# AVAILABLE DATA

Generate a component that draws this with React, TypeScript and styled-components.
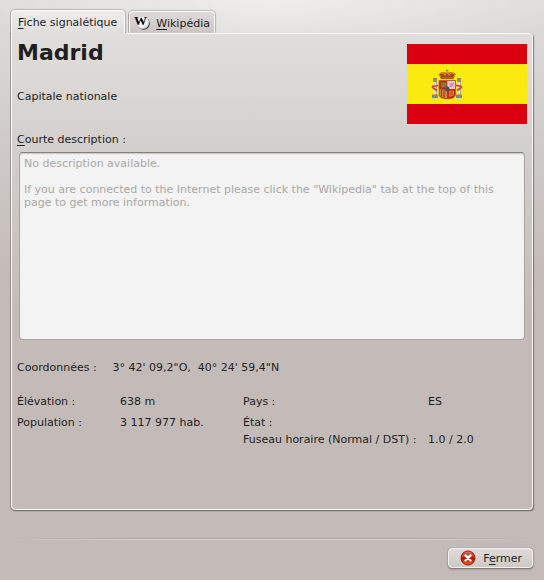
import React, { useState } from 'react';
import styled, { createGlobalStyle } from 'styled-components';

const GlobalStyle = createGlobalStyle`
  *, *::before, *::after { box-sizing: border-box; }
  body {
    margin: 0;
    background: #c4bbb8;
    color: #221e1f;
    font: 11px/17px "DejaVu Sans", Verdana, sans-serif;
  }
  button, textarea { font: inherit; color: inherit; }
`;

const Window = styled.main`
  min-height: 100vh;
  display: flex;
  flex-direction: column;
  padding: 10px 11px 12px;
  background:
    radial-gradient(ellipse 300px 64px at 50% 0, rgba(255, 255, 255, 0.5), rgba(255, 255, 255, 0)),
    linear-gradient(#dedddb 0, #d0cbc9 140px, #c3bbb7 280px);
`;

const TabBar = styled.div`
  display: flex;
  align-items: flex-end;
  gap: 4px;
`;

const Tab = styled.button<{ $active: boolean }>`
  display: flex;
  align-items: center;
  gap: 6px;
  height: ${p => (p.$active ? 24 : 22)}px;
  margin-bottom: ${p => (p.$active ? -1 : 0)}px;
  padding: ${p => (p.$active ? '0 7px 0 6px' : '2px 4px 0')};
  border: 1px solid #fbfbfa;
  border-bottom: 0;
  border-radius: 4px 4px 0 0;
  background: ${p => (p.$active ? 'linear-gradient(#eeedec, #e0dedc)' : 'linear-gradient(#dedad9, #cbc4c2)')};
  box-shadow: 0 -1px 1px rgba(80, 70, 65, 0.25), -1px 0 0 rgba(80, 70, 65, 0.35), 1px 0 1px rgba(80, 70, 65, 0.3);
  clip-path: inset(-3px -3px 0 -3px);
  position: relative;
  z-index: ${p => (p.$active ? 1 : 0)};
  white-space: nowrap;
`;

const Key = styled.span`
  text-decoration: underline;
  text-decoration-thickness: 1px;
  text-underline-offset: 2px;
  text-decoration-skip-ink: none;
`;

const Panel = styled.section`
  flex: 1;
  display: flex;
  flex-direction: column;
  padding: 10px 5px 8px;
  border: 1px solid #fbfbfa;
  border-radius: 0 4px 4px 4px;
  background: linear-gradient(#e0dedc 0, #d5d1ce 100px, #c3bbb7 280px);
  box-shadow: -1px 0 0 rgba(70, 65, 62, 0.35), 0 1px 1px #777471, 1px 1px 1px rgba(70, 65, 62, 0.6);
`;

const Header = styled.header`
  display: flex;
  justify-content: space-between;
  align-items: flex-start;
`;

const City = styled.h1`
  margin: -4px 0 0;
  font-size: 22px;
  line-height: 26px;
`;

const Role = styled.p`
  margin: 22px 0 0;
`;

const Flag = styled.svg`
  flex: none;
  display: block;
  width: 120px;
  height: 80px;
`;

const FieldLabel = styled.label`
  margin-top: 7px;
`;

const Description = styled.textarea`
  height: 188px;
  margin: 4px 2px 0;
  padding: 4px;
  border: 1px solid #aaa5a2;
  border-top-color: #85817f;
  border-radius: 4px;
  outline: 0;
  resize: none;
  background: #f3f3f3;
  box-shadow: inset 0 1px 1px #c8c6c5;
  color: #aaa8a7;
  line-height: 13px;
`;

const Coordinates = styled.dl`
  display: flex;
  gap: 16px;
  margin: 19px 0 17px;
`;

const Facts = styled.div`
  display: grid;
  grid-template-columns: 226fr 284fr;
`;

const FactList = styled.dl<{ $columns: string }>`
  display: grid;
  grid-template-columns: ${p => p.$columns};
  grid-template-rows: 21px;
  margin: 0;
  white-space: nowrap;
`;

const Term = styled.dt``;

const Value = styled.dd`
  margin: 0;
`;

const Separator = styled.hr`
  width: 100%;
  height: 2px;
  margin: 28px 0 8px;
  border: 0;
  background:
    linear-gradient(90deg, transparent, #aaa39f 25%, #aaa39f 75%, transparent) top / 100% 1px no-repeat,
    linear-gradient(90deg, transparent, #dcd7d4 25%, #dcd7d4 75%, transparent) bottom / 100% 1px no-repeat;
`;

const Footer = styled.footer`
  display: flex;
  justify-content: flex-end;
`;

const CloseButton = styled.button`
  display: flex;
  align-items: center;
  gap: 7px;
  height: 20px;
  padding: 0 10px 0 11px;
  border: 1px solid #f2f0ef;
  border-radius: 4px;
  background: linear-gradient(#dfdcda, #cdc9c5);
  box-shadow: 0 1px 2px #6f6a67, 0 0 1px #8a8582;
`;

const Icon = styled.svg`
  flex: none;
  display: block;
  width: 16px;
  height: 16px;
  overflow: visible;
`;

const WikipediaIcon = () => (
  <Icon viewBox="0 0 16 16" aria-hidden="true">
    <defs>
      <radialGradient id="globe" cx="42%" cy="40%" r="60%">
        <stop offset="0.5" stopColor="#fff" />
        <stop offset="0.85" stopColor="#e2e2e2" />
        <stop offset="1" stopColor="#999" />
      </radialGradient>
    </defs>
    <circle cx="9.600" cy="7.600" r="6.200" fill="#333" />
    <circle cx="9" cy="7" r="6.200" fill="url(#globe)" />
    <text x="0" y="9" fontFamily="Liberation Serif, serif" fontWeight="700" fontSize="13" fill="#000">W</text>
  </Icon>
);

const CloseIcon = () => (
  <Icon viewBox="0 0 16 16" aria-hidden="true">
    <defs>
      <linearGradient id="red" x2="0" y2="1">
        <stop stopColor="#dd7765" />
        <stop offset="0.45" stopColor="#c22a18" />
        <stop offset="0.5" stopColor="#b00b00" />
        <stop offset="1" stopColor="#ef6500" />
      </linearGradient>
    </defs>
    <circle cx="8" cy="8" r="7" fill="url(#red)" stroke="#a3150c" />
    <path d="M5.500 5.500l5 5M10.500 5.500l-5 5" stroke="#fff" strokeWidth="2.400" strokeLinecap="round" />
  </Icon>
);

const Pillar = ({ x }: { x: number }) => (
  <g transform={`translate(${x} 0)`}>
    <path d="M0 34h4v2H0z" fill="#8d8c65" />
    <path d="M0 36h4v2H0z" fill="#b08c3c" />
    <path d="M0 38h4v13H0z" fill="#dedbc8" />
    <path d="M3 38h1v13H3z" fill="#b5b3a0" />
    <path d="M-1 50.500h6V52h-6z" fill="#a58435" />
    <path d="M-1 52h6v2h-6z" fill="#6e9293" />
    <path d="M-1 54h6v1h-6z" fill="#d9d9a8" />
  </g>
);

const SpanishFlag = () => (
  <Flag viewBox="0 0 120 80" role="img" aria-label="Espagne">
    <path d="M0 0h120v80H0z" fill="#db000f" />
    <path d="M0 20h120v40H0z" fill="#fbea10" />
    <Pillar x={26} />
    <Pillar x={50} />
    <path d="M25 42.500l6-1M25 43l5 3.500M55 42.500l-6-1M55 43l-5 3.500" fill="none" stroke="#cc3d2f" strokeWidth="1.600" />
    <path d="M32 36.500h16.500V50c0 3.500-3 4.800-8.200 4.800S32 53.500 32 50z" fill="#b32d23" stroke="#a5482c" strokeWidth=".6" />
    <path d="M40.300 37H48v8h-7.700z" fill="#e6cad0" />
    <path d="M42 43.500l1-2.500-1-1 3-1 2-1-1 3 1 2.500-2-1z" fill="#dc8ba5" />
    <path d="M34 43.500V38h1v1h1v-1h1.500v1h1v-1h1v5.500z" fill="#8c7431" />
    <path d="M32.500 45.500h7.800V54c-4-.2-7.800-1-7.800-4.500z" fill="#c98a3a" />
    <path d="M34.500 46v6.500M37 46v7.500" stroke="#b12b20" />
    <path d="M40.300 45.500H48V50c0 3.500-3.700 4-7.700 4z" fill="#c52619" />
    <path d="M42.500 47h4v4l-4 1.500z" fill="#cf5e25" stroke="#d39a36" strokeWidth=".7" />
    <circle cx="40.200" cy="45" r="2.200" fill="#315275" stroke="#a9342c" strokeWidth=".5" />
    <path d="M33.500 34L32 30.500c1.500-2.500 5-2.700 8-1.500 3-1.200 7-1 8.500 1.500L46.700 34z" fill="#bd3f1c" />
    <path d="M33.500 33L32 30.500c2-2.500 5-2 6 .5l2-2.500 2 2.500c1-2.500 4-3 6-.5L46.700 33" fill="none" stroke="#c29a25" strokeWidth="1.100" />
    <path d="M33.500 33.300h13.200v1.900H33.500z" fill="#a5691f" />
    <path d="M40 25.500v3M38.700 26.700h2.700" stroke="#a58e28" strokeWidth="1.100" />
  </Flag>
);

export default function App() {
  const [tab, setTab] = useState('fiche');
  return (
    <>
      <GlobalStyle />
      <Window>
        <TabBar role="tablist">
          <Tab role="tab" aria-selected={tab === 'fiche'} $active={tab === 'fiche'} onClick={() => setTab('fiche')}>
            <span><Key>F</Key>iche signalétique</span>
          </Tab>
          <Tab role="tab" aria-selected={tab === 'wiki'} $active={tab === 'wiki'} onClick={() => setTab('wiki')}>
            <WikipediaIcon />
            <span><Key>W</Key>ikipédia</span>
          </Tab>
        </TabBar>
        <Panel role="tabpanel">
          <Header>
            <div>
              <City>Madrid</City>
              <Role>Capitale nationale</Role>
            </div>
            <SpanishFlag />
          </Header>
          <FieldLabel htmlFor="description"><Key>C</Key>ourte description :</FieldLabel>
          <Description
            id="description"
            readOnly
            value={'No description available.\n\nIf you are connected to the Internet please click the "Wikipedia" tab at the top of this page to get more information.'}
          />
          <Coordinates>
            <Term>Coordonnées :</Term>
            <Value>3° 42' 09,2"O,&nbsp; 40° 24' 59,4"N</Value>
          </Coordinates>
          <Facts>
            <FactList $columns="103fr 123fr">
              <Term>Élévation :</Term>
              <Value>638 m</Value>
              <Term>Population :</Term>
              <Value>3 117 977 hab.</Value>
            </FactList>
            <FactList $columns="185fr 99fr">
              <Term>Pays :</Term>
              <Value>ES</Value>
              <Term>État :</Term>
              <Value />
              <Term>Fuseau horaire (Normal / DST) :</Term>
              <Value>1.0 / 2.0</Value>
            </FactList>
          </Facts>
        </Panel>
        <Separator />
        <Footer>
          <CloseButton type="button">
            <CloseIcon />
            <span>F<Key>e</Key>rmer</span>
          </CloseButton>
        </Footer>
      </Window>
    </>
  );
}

# SHORT TASK
Pick out the lines containing the string "components" and show them.

# COMPLETE RESPONSE
Generate a component that draws this with React, TypeScript and styled-components.
import styled, { createGlobalStyle } from 'styled-components';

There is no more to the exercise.